British Library Will Show US Declaration of Independence
Yet another reason to celebrate America’s greatness on July 4th?
The British Library has graciously (and, we might add, surprisingly) struck an agreement with the New York Public Library to display the Declaration of Independence and the Bill of Rights (the latter is normally housed at the US National Archives) for an exhibition next year “Magna Carta: Law, Liberty Legacy,” the BBC reports.
The loan marks the first time that the Declaration, which is dated 1776 and established the separation of the US from England, has ever been shown in the UK. The 1789 Bill of Rights first laid out the constitutional rights of American citizens as well as limits on government power.

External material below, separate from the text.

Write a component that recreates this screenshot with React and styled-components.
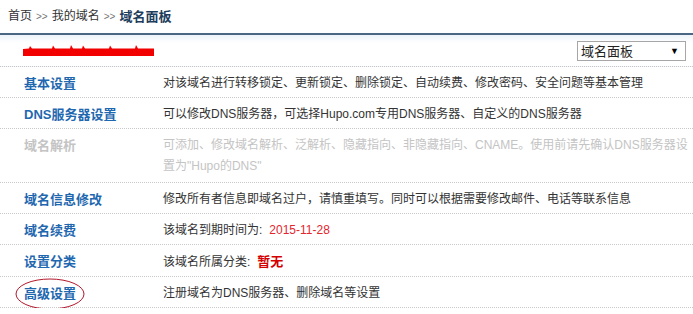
import React from "react";
import styled, { createGlobalStyle } from "styled-components";

const Global = createGlobalStyle`
  html, body { margin: 0; padding: 0; background: #fff; }
  body { font-family: "Liberation Sans", "Noto Sans CJK SC", sans-serif; font-size: 12px; color: #333; }
`;

const Page = styled.div`
  width: 693px;
`;

const Crumbs = styled.div`
  height: 33px;
  line-height: 33px;
  padding-left: 8px;
  border-bottom: 2px solid #4c6783;
  font-size: 12px;
  color: #333;
  display: flex;
  align-items: center;
  gap: 4px;
`;

const Sep = styled.span`
  color: #777;
  font-size: 10px;
`;

const Current = styled.span`
  font-weight: bold;
  font-size: 13px;
  color: #1e3d5c;
`;

const Header = styled.div`
  height: 31px;
  display: flex;
  align-items: center;
  justify-content: space-between;
  padding: 0 7px 0 23px;
  border-bottom: 1px dotted #c8c8c8;
  background: linear-gradient(#eef4fa, #fff 8px);
`;

const Select = styled.div`
  border: 1px solid #a6a6a6;
  display: flex;
  align-items: center;
  justify-content: space-between;
  padding: 0 6px 0 3px;
  box-sizing: border-box;
  width: 109px;
  height: 20px;
  font-size: 13px;
  color: #222;
`;

const Arrow = styled.span`
  font-size: 9px;
  color: #000;
`;

const Row = styled.div`
  display: grid;
  grid-template-columns: 163px 530px;
  border-bottom: 1px dotted #c8c8c8;
  padding: 6px 0 ${(p) => (p.$tall ? 5 : 3)}px;
  line-height: 21px;
`;

const Label = styled.div`
  position: relative;
  padding-left: 24px;
  font-weight: bold;
  font-size: 13px;
  color: ${(p) => (p.$disabled ? "#c4c4c4" : "#1f68b0")};
`;

const Desc = styled.div`
  font-size: 12px;
  color: ${(p) => (p.$disabled ? "#c4c4c4" : "#333")};
`;

const Red = styled.span`
  color: ${(p) => (p.$strong ? "#d40000" : "#e3252d")};
  font-weight: ${(p) => (p.$strong ? "bold" : "normal")};
  font-size: ${(p) => (p.$strong ? "13px" : "12px")};
  margin-left: 7px;
`;

const Circle = styled.svg`
  position: absolute;
  left: 15px;
  top: -5px;
  pointer-events: none;
`;

const Scribble = () => (
  <svg width="131" height="12" viewBox="0 0 131 12">
    <path
      d="M0 4 L6 3.5 L7 1 L9 3.5 L29 3.5 L30 0.5 L32 3.5 L47 3.5 L48 0 L50 3.5 L59 3.5 L60 0.5 L62 3.5 L86 3.5 L87 0.5 L89 3.5 L112 3.5 L113 0 L115 3.5 L131 3.5 L131 11 L0 11 Z"
      fill="#f20000"
    />
  </svg>
);

const rows = [
  { label: "基本设置", desc: "对该域名进行转移锁定、更新锁定、删除锁定、自动续费、修改密码、安全问题等基本管理" },
  { label: "DNS服务器设置", desc: "可以修改DNS服务器，可选择Hupo.com专用DNS服务器、自定义的DNS服务器" },
  {
    label: "域名解析",
    disabled: true,
    tall: true,
    desc: "可添加、修改域名解析、泛解析、隐藏指向、非隐藏指向、CNAME。使用前请先确认DNS服务器设置为\"Hupo的DNS\"",
  },
  { label: "域名信息修改", desc: "修改所有者信息即域名过户，请慎重填写。同时可以根据需要修改邮件、电话等联系信息" },
];

export default function App() {
  return (
    <Page>
      <Global />
      <Crumbs>
        <span>首页</span>
        <Sep>&gt;&gt;</Sep>
        <span>我的域名</span>
        <Sep>&gt;&gt;</Sep>
        <Current>域名面板</Current>
      </Crumbs>
      <Header>
        <Scribble />
        <Select>
          <span>域名面板</span>
          <Arrow>▼</Arrow>
        </Select>
      </Header>
      {rows.map((r) => (
        <Row key={r.label} $tall={r.tall}>
          <Label $disabled={r.disabled}>{r.label}</Label>
          <Desc $disabled={r.disabled}>{r.desc}</Desc>
        </Row>
      ))}
      <Row>
        <Label>域名续费</Label>
        <Desc>
          该域名到期时间为:<Red>2015-11-28</Red>
        </Desc>
      </Row>
      <Row>
        <Label>设置分类</Label>
        <Desc>
          该域名所属分类:<Red $strong>暂无</Red>
        </Desc>
      </Row>
      <Row>
        <Label>
          高级设置
          <Circle width="70" height="32" viewBox="0 0 70 32">
            <ellipse cx="35" cy="16" rx="34" ry="15" fill="none" stroke="#b3172c" strokeWidth="1" />
          </Circle>
        </Label>
        <Desc>注册域名为DNS服务器、删除域名等设置</Desc>
      </Row>
    </Page>
  );
}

Claire Breay, the British Library curator behind the exhibition, said “We’re absolutely delighted that both the US National Archives and New York Public Library have generously agreed to lend these exceptionally important documents to the British Library.” Breay said the exhibition is “a unique opportunity to see them displayed with our two original Magna Carta documents, from which they drew some of their core principles.”
The text of the Declaration was copied down by Thomas Jefferson after changes to a version drafted by John Adams and Benjamin Franklin. It also shows passages that were later removed by Congress, particularly Jefferson’s denouncement of slavery. The Bill of Rights on loan is one of 14 original copies of the document, 12 of which have survived to this day.
The British Library exhibition will follow the evolution of the Magna Carta from its 1215 origins as a medieval peace treaty to a broad statement condemning the arbitrary use of power, according to the BBC report.